2009-01-17 Thread n00b

thanks. i'll give it a shot.

On Jan 17, 10:43 am, Michael Bayer mike...@zzzcomputing.com wrote:
 On Jan 17, 2009, at 4:07 AM, n00b wrote:





  greetings,

  i'm batch processing xml documents to mysql using SA 0.5, ORM.

  data extracted from xml docs may be new or an update in form of a
  replacement of
  the existing object (record). (one of the columns, product_id, is
  unique=True). Hence,
  SA throws, as expected, an IntegrityError (1062, duplicate Entry) when
  i'm trying to commit the revised object via session.add(obj),
  session.commit().

  given the xml volume at hand, i thought i could use session.merge
  rather than query every time for existence. alas, no go. get the same
  1062 exception. obviously, i don't understand the session merge.

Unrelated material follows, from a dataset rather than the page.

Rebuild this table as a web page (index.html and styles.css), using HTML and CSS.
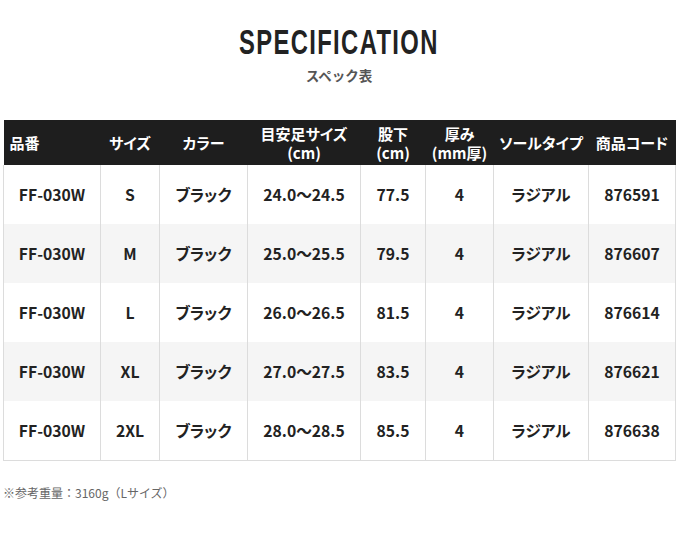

  in fact, even if i query for the existence, then try and assign the
  new object to the existing object (old_obj = session.query(OBJ).filter
  (OBJ.product_id == new_obj.product.id).one(), old_obj = new_obj,
  session.add(old_obj), session.commit()), i get the dreaded 1062.

  any insights/suggestions?

 you're on the right track, except that merge() is basing its do i  
 update an existing object based on primary keys, not just unique  
 constraints.  you'd have to merge() objects that match up to those you  
 want to update based on primary key.   if your tables don't look like  
 that, you can still configure the mapper() to consider any arbitrary  
 set of columns as primary key columns using the primary_key argument.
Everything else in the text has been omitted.